■ THE REQUEST
Check every line below for the word "React" and give only the number of lines where it appears.

■ RAW DATA
===============

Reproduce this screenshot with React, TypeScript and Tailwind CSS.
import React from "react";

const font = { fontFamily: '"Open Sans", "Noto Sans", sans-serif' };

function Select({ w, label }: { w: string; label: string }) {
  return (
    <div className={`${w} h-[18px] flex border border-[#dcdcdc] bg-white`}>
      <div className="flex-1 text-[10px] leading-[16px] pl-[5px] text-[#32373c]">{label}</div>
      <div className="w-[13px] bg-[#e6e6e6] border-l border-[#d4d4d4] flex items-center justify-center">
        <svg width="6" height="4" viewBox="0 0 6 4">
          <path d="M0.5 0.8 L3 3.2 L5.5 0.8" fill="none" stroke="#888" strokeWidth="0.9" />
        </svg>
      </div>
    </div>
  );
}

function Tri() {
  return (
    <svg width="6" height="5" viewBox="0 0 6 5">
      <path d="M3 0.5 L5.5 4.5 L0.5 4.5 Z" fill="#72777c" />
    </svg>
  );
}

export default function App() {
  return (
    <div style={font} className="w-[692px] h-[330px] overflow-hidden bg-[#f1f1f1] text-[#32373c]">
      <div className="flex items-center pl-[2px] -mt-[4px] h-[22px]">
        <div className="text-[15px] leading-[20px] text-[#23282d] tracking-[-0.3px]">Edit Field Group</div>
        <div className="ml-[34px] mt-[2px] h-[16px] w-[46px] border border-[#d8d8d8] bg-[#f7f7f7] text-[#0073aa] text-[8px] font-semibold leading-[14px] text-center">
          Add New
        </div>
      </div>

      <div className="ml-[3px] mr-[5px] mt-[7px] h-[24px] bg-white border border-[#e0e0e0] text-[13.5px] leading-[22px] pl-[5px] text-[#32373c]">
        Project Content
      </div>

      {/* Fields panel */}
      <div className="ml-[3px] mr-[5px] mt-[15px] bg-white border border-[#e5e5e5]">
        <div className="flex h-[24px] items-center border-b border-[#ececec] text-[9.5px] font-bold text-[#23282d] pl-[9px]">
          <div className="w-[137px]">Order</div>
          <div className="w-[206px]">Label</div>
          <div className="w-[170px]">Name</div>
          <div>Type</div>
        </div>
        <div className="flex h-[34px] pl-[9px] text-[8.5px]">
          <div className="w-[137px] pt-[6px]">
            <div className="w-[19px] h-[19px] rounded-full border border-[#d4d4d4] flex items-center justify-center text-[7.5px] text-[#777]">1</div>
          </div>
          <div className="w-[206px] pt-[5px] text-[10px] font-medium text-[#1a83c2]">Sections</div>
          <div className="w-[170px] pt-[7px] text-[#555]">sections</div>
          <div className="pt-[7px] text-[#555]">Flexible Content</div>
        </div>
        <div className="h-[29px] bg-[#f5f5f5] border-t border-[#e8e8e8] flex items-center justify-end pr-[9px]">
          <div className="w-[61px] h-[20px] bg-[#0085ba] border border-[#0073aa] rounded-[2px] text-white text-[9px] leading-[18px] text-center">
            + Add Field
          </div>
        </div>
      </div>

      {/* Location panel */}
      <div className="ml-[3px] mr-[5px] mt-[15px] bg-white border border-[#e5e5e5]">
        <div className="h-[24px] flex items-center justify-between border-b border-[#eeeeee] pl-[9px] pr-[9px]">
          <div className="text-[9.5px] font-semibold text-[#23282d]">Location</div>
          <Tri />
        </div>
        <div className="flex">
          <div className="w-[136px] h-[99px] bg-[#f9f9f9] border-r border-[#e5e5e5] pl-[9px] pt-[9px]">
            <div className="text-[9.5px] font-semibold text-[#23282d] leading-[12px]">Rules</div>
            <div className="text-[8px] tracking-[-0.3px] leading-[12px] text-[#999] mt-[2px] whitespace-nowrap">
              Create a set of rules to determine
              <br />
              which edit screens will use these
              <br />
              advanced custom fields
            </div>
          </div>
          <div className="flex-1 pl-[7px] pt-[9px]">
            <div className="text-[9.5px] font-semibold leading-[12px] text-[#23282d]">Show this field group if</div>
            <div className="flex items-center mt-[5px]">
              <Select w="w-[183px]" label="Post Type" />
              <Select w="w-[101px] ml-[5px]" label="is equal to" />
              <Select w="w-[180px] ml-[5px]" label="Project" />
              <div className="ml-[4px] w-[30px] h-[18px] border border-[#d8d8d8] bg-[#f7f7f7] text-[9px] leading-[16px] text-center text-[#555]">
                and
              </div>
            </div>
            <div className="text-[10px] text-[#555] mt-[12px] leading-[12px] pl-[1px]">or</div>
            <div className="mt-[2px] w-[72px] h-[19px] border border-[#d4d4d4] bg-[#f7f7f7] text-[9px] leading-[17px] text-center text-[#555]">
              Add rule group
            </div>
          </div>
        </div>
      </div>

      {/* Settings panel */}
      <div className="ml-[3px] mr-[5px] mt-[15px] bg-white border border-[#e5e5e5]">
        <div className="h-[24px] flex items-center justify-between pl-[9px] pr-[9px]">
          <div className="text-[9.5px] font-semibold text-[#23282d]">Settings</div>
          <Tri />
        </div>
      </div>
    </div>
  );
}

===============

■ CORRECT RESULT
2